What needs to be done
Only the lines from the start of the data to the line containing "type P = [number, number];", both included, should be output, exactly and without pictures.

Given material
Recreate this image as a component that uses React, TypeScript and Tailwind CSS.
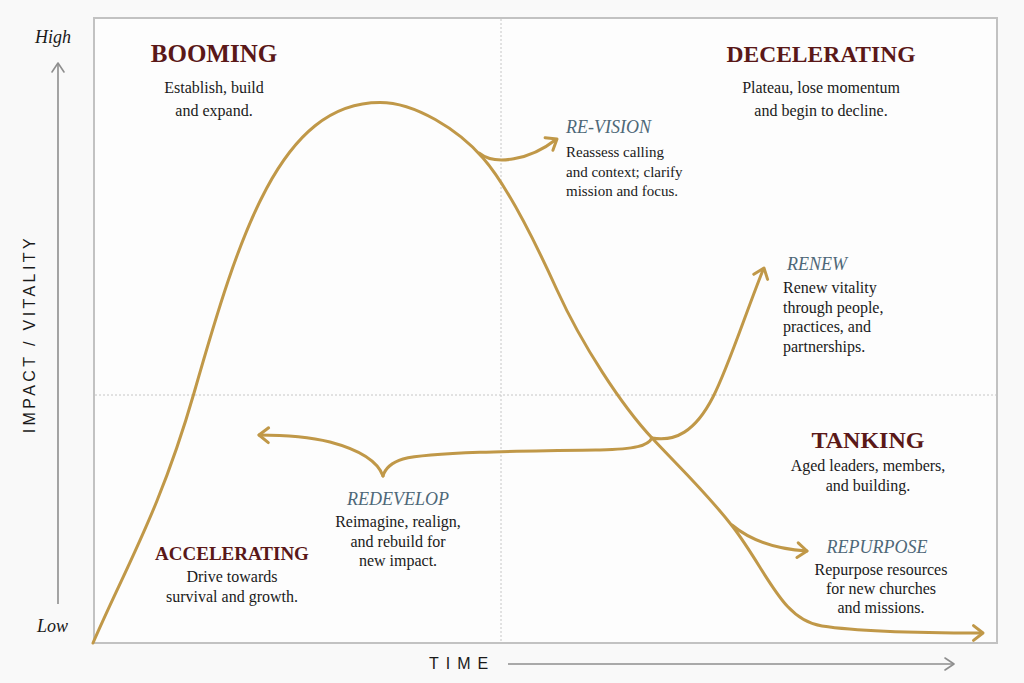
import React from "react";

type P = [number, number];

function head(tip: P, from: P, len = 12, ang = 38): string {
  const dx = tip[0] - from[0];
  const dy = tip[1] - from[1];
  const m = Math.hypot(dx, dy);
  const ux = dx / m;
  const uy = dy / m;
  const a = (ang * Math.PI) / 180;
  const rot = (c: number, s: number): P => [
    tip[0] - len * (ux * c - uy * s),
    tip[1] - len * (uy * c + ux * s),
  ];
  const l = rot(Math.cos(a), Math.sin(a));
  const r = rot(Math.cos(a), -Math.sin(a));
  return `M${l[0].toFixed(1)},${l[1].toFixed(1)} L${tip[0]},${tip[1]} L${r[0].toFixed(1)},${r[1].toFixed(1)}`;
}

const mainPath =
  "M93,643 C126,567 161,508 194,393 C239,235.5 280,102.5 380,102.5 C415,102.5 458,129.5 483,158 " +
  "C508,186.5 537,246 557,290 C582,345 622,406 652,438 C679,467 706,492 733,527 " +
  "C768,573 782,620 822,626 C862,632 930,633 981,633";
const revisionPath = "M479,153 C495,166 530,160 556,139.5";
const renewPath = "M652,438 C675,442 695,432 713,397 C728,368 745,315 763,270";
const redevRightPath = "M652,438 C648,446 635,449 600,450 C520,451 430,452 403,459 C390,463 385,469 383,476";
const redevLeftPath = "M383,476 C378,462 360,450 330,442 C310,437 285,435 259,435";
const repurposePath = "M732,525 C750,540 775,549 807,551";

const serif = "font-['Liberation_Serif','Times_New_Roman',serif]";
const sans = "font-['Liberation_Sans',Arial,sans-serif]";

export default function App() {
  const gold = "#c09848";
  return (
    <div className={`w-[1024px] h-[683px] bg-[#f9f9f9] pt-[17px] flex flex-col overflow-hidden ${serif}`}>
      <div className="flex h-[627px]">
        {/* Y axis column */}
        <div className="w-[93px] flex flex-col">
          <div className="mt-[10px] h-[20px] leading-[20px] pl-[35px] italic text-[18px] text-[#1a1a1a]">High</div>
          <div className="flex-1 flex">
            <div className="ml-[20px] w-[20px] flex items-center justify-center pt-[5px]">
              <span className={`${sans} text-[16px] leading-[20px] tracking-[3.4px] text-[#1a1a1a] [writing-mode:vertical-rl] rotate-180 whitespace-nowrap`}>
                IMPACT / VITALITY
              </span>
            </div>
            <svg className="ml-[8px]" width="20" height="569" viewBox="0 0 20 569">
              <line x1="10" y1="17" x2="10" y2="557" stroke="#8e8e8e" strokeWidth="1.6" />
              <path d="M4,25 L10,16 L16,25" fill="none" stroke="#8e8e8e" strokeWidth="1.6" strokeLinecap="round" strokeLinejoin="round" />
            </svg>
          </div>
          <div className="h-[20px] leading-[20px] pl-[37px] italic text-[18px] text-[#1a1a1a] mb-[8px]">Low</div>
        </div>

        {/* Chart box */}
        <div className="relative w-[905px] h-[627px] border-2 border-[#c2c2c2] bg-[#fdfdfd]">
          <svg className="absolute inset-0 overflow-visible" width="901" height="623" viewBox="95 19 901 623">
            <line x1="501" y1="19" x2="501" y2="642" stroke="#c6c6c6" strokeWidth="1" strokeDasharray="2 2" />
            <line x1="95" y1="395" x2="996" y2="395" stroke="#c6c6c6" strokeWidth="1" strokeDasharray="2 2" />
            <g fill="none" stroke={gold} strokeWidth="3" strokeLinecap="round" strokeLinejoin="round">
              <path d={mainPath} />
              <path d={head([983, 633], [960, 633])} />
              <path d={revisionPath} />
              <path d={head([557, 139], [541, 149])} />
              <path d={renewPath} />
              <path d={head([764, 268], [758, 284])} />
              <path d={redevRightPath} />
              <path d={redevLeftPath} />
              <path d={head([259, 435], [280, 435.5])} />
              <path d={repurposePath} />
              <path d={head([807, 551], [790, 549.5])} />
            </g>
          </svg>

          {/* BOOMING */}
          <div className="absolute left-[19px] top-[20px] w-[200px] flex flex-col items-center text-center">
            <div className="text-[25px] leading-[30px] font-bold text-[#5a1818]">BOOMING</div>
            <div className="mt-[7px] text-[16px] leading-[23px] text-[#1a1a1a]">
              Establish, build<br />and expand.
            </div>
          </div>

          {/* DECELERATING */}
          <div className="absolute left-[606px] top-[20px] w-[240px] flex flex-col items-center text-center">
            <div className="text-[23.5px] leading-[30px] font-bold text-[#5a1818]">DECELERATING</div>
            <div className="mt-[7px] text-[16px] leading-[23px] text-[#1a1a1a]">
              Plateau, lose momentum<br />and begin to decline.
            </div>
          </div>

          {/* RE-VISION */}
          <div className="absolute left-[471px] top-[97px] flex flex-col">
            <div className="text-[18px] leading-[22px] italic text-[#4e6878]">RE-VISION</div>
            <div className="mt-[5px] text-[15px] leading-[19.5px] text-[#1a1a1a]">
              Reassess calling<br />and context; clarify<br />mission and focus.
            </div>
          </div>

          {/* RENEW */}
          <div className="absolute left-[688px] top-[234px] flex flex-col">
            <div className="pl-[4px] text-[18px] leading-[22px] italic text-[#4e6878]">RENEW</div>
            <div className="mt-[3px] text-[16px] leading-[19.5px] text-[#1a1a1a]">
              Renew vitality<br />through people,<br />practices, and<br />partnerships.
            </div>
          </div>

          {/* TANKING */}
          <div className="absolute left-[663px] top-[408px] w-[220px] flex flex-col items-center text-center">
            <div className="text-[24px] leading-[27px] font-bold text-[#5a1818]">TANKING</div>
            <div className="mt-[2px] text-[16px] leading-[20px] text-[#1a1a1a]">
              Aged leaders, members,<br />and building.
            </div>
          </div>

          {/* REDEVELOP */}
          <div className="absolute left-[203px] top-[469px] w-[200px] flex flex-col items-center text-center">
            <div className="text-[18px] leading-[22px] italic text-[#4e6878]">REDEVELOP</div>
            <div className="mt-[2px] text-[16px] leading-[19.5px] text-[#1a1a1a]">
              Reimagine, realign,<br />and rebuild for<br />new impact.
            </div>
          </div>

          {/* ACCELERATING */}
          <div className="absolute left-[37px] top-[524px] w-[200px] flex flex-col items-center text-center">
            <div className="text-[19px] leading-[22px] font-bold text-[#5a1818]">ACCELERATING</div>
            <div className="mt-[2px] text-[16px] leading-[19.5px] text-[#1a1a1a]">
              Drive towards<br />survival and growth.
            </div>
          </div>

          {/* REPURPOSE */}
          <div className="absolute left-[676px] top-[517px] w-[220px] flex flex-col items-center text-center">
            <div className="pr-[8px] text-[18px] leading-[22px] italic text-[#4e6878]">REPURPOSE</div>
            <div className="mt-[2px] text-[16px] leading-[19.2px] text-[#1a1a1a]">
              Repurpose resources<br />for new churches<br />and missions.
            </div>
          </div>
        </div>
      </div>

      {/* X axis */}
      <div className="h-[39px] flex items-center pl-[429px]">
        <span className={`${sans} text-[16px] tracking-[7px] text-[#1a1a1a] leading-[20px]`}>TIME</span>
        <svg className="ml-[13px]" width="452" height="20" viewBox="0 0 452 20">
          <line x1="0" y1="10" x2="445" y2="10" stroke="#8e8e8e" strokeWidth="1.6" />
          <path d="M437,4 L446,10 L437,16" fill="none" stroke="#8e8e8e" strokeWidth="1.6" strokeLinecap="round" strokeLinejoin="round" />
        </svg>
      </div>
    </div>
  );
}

Task answer
Recreate this image as a component that uses React, TypeScript and Tailwind CSS.
import React from "react";

type P = [number, number];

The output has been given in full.